I, Tonya (Craig Gillespie, 2017)
Watching this in the context of Oscar season (which is January to March here, with more or less two major Oscar contenders coming out in theaters every week) really underlines the film's most important quality, which is its energy. There is a vitality, an enthusiasm to the filmmaking here that makes some of the script's roughest edges easier to forgive. This is a messy film, which - even putting aside the massive tonal shifts it goes through - asks us to believe in Margot Robbie and Sebastian Stan as 16-year old for a second there. It... doesn't work. Robbie is a bit of a strange casting choice generally, mostly because of her age, which is pretty relevant here given Tonya's relative immaturity is a pretty key element to her character... but she's so good it doesn't matter too much in the end.

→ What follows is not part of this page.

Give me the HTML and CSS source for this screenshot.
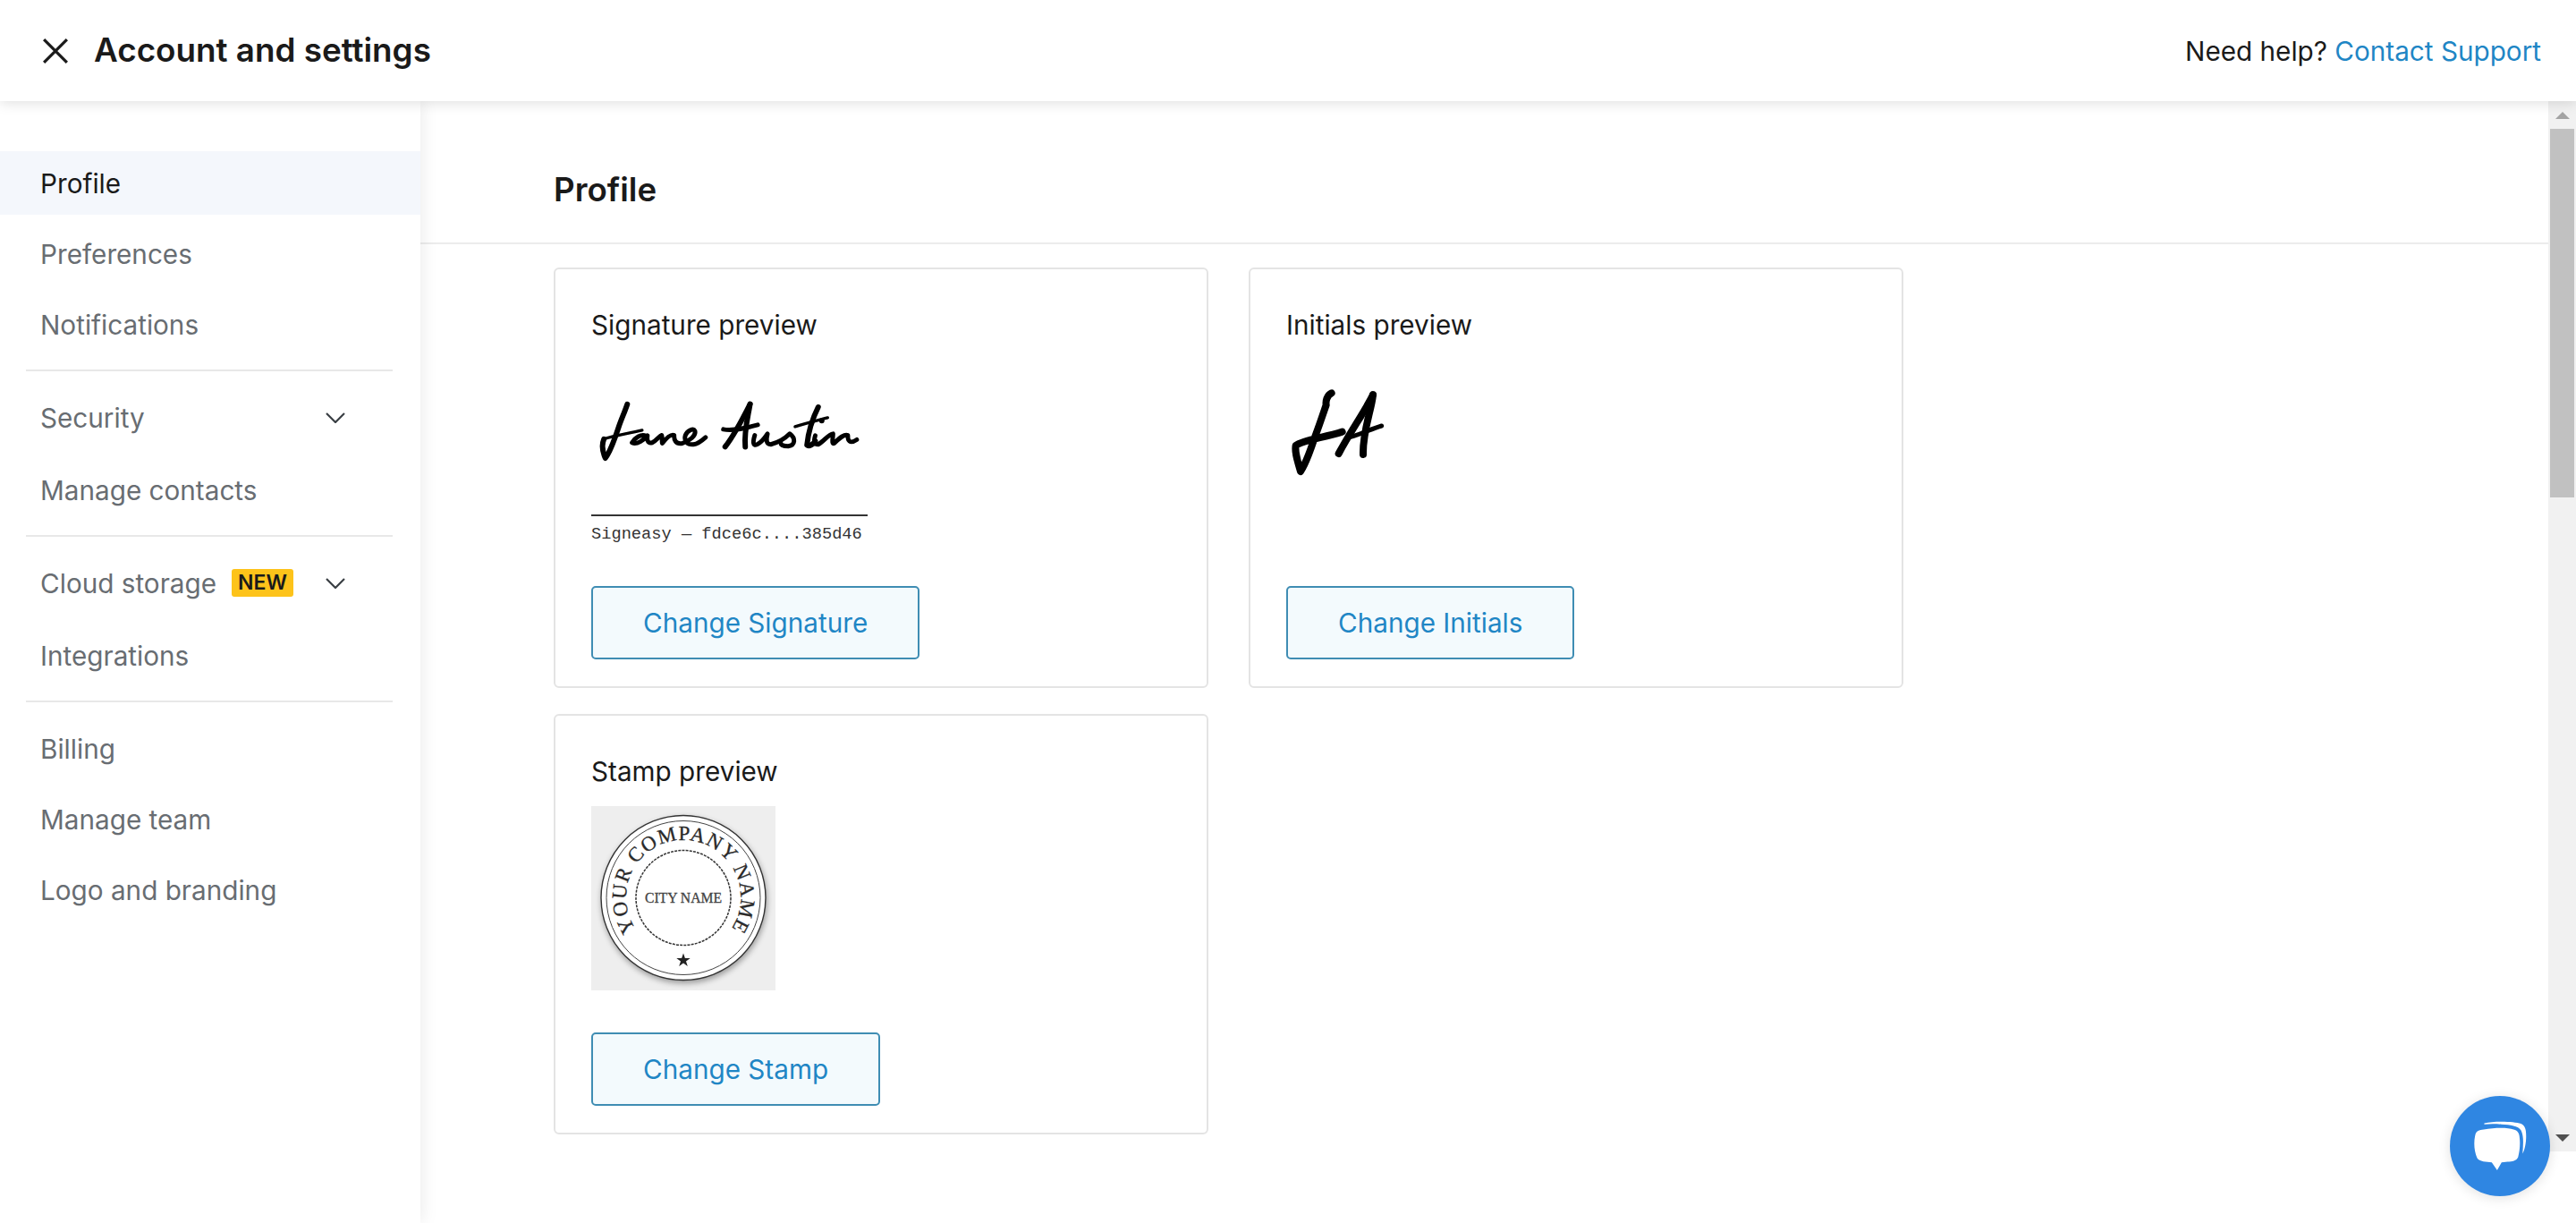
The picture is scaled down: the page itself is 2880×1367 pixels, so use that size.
FILE: index.html
```html
<!DOCTYPE html>
<html lang="en">
<head>
<meta charset="utf-8">
<title>Account and settings</title>
<link rel="stylesheet" href="styles.css">
</head>
<body>
<div class="page">
  <header class="topbar">
    <div class="topbar-left">
      <svg class="close-icon" viewBox="0 0 28 28" aria-label="Close"><path d="M2 2 26 26M26 2 2 26"/></svg>
      <h1 class="app-title">Account and settings</h1>
    </div>
    <p class="help">Need help? <a class="help-link" href="#">Contact Support</a></p>
  </header>
  <div class="body-row">
    <nav class="sidebar">
      <div class="nav-group">
        <a class="nav-item active" href="#">Profile</a>
        <a class="nav-item" href="#">Preferences</a>
        <a class="nav-item" href="#">Notifications</a>
      </div>
      <hr class="nav-rule">
      <div class="nav-group wide">
        <a class="nav-item" href="#">Security
          <svg class="chevron" viewBox="0 0 22 12"><path d="M1 1 11 11 21 1"/></svg></a>
        <a class="nav-item" href="#">Manage contacts</a>
      </div>
      <hr class="nav-rule">
      <div class="nav-group wide">
        <a class="nav-item" href="#">Cloud storage <span class="badge">NEW</span>
          <svg class="chevron" viewBox="0 0 22 12"><path d="M1 1 11 11 21 1"/></svg></a>
        <a class="nav-item" href="#">Integrations</a>
      </div>
      <hr class="nav-rule">
      <div class="nav-group">
        <a class="nav-item" href="#">Billing</a>
        <a class="nav-item" href="#">Manage team</a>
        <a class="nav-item" href="#">Logo and branding</a>
      </div>
    </nav>
    <main class="content">
      <div class="content-head"><h2 class="page-title">Profile</h2></div>
      <div class="cards">
        <section class="card">
          <h3 class="card-title">Signature preview</h3>
          <div class="preview">
            <svg class="sig-art" viewBox="63 -60 927 522" role="img" aria-label="Handwritten signature">
              <g class="ink">
                <path class="thick" d="M182 90C172 120 162 140 152 170C138 212 125 250 108 272C98 250 96 225 103 208"/>
                <path d="M103 208C135 195 185 190 232 178"/>
                <path class="mid" d="M245 197C228 190 208 203 198 220C215 228 238 210 250 196C248 210 250 224 266 220C282 212 290 197 298 195C301 205 298 216 300 222C316 202 330 190 340 195C339 210 345 226 368 222C392 214 415 196 410 180C405 170 385 178 378 195C372 215 385 228 405 226C420 224 435 212 446 202"/>
                <path class="thick" d="M596 90C576 130 546 190 512 234"/>
                <path class="thick" d="M596 90C590 130 575 180 580 234"/>
                <path class="mid" d="M506 175C540 182 585 170 622 160"/>
                <path class="mid" d="M612 195C606 215 604 232 620 226C640 216 650 196 655 190C650 210 650 226 666 226C690 220 715 205 730 190C750 205 750 228 725 232C710 232 700 228 700 222"/>
                <path class="thick" d="M826 100C806 140 792 190 788 228C795 235 810 225 816 215"/>
                <path d="M748 166C780 156 820 146 858 136"/>
                <path class="mid" d="M816 196C810 216 812 226 826 226C846 215 860 192 876 190C876 205 870 226 880 222C900 202 915 190 926 195C925 212 932 226 956 210"/>
                <circle class="dot" cx="838" cy="146" r="9"/>
              </g>
            </svg>
            <div class="sig-caption">Signeasy — fdce6c....385d46</div>
          </div>
          <button class="change-btn" type="button">Change Signature</button>
        </section>
        <section class="card">
          <h3 class="card-title">Initials preview</h3>
          <div class="preview">
            <svg class="initials-art" viewBox="54 -30 360 390" role="img" aria-label="Handwritten initials">
              <g class="ink">
                <path class="heavy" d="M206 82C190 90 186 110 188 122C175 160 165 190 150 230C135 275 122 315 102 345C92 310 82 280 86 258C110 240 180 232 242 212"/>
                <path class="heavy" d="M345 88C320 140 270 210 230 285"/>
                <path class="heavy" d="M345 88C340 140 310 210 312 288"/>
                <path class="heavy-thin" d="M258 232C290 226 340 202 374 192"/>
              </g>
            </svg>
          </div>
          <button class="change-btn" type="button">Change Initials</button>
        </section>
        <section class="card">
          <h3 class="card-title">Stamp preview</h3>
          <div class="preview">
            <svg class="stamp" viewBox="0 0 206 206" role="img" aria-label="Company stamp">
              <defs>
                <path id="stamp-arc" d="M103 166A64 64 0 1 1 103 38A64 64 0 1 1 103 166"/>
              </defs>
              <circle class="stamp-disc" cx="103" cy="102.500" r="92"/>
              <circle class="stamp-ring" cx="103" cy="102.500" r="86"/>
              <circle class="stamp-scallop" cx="103" cy="102.500" r="53"/>
              <text class="stamp-arc-text"><textPath href="#stamp-arc" startOffset="50%" text-anchor="middle">YOUR COMPANY NAME</textPath></text>
              <text class="stamp-city" x="103" y="108" text-anchor="middle">CITY NAME</text>
              <path class="stamp-star" d="M103 164.500l1.900 5.500h5.800l-4.700 3.400 1.800 5.500-4.800-3.400-4.800 3.400 1.800-5.500-4.700-3.400h5.800z"/>
            </svg>
          </div>
          <button class="change-btn" type="button">Change Stamp</button>
        </section>
      </div>
    </main>
    <div class="scrollbar" aria-hidden="true">
      <span class="arrow-up"></span>
      <span class="thumb"></span>
      <span class="arrow-down"></span>
    </div>
  </div>
  <button class="chat" type="button" aria-label="Chat">
    <svg viewBox="297 135 335 335">
      <path class="chat-shape" d="M410 247C450 240 490 240 510 247C525 250 530 262 530 275C533 295 530 320 525 340C520 352 505 355 490 355L470 357L455 383L437 357C420 355 395 355 388 342C378 320 376 290 382 265C385 252 395 248 410 247Z"/>
      <path class="chat-shape" d="M412 226C450 218 510 220 535 228C550 235 552 250 552 270C552 290 548 315 540 328C542 300 545 270 535 250C525 235 500 232 470 230C450 228 430 228 412 230Z"/>
    </svg>
  </button>
</div>
</body>
</html>
```
FILE: styles.css
```css
* { box-sizing: border-box; }
html, body { margin: 0; height: 100%; overflow: hidden; }
body { font-family: Inter, "Liberation Sans", sans-serif; color: #1a1a1a; background: #fff; }

.page { position: relative; display: flex; flex-direction: column; height: 100vh; }

.topbar {
  position: relative; z-index: 3; flex: none;
  height: 113px; display: flex; align-items: center; justify-content: space-between;
  padding: 0 39px 0 47px; background: #fff;
  box-shadow: 0 2px 14px rgba(0,0,0,.13);
}
.topbar-left { display: flex; align-items: center; gap: 28px; }
.close-icon { width: 30px; height: 30px; fill: none; stroke: #1a1a1a; stroke-width: 3; }
.app-title { margin: 0; font-size: 36.800px; font-weight: 600; line-height: 1.2; }
.help { margin: 0; font-size: 29.700px; }
.help-link { color: #1f86c5; text-decoration: none; }

.body-row { flex: 1; display: flex; min-height: 0; }

.sidebar {
  position: relative; z-index: 2; flex: none; width: 470px; padding-top: 56px;
  background: #fff; box-shadow: 2px 0 18px rgba(0,0,0,.08);
}
.nav-group { display: flex; flex-direction: column; gap: 8px; }
.nav-group.wide { gap: 10px; }
.nav-item {
  display: flex; align-items: center; height: 71px; padding: 0 52px 0 45px;
  font-size: 29.700px; color: #686d72; text-decoration: none;
}
.nav-item.active { background: #f4f7fc; color: #1a1a1a; }
.nav-rule { height: 2px; margin: 15px 31px 16px 29px; border: 0; background: #e8e8e8; }
.chevron { width: 22px; height: 12px; margin-left: auto; margin-right: 32px; fill: none; stroke: #3a3f44; stroke-width: 2.200; }
.badge {
  display: inline-block; margin-left: 17px; padding: 0 7px; height: 31px; line-height: 31px;
  border-radius: 3px; background: #fdc31a; color: #1a1a1a; font-size: 23px; font-weight: 600;
}

.content { flex: 1; min-width: 0; }
.content-head { height: 160px; padding: 73px 0 0 149px; border-bottom: 2px solid #ececec; }
.page-title { margin: 0; font-size: 36.700px; font-weight: 600; line-height: 52px; }

.cards {
  display: grid; grid-template-columns: 732px 732px; grid-auto-rows: 470px;
  gap: 29px 45px; padding: 26px 0 0 149px;
}
.card {
  display: flex; flex-direction: column; align-items: flex-start;
  padding: 42px 40px 0; border: 2px solid #e4e4e4; border-radius: 6px; background: #fff;
}
.card-title { margin: 0; height: 42px; font-size: 29.700px; font-weight: 400; line-height: 40px; }
.preview { height: 206px; margin: 17px 0 47px; }

.sig-art { display: block; width: 309px; height: 175px; border-bottom: 2px solid #333; }
.sig-caption { margin-top: 9px; font-family: "Liberation Mono", monospace; font-size: 18.700px; color: #333; }
.initials-art { display: block; width: 120px; height: 130px; }

.ink { fill: none; stroke: #000; stroke-linecap: round; stroke-linejoin: round; stroke-width: 10; }
.ink .mid { stroke-width: 15; }
.ink .thick { stroke-width: 18; }
.ink .heavy { stroke-width: 24; }
.ink .heavy-thin { stroke-width: 15; }
.ink .dot { fill: #000; stroke: none; }

.stamp { display: block; width: 206px; height: 206px; background: #eee; }
.stamp-disc { fill: #fff; stroke: #333; stroke-width: 1.400; filter: drop-shadow(1px 3px 3px rgba(0,0,0,.35)); }
.stamp-ring { fill: none; stroke: #444; stroke-width: 1; }
.stamp-scallop { fill: none; stroke: #333; stroke-width: 1.500; stroke-dasharray: 3 1.200; }
.stamp-arc-text { font-family: "Liberation Serif", serif; font-size: 23px; letter-spacing: 1.200px; fill: #2a2a2a; stroke: #2a2a2a; stroke-width: .3px; }
.stamp-city { font-family: "Liberation Serif", serif; font-size: 15.700px; fill: #444; stroke: #444; stroke-width: .3px; }
.stamp-star { fill: #222; }

.change-btn {
  height: 82px; padding: 0 56px; border: 2px solid #3f8db3; border-radius: 5px;
  background: #f3fafd; color: #1f86c5; font: 400 29.700px Inter, "Liberation Sans", sans-serif;
}

.scrollbar {
  position: relative; z-index: 2; flex: none; align-self: flex-start;
  display: flex; flex-direction: column; align-items: center;
  width: 31px; height: 1174px; background: #f1f1f1;
}
.arrow-up, .arrow-down { width: 0; height: 0; border-left: 8px solid transparent; border-right: 8px solid transparent; }
.arrow-up { margin-top: 12px; border-bottom: 8px solid #a3a3a3; }
.thumb { width: 27px; height: 412px; margin-top: 11px; background: #c1c1c1; }
.arrow-down { margin-top: auto; margin-bottom: 11px; border-top: 8px solid #505050; }

.chat {
  position: absolute; left: 2739px; top: 1225px; z-index: 4; width: 112px; height: 112px;
  padding: 0; border: 0; border-radius: 50%; background: #2f86e2;
  box-shadow: 0 2px 14px rgba(0,0,0,.12);
}
.chat svg { display: block; width: 112px; height: 112px; }
.chat-shape { fill: #fff; }
```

It's not just about the performance though. Certainly, Robbie helps a lot with the tonal shifts, especially the domestic violence. What the film asks us, really, is to espouse her point of view as much as possible, and as such, violence is part of the film but it doesn't define it, because she doesn't want it to define her. She can't escape it entirely, as much as she tries, and that's what makes her a tragic character... how much that has to do with the real Tonya Harding I don't know, and frankly I don't care. As presented here, she's as fascinating as she is entertaining, to the point that the film does lose a bit of momentum once it gets to the "incident". Ostensibly, that should be the big payoff, and it does work well as some kind of a farcical tragedy, but the film does lose some of its focus as Tonya herself is sidelined.
Still, it does come back to her, and the scene in which she attempts to endict the whole audience feels like an encapsulation of her character, of how hard it is to settle on her: is she the kind of person that would do that ? Though the film gives a somewhat generous version of events for her, it clearly doesn't expect us to take it a face value, and that ambiguity works very well here.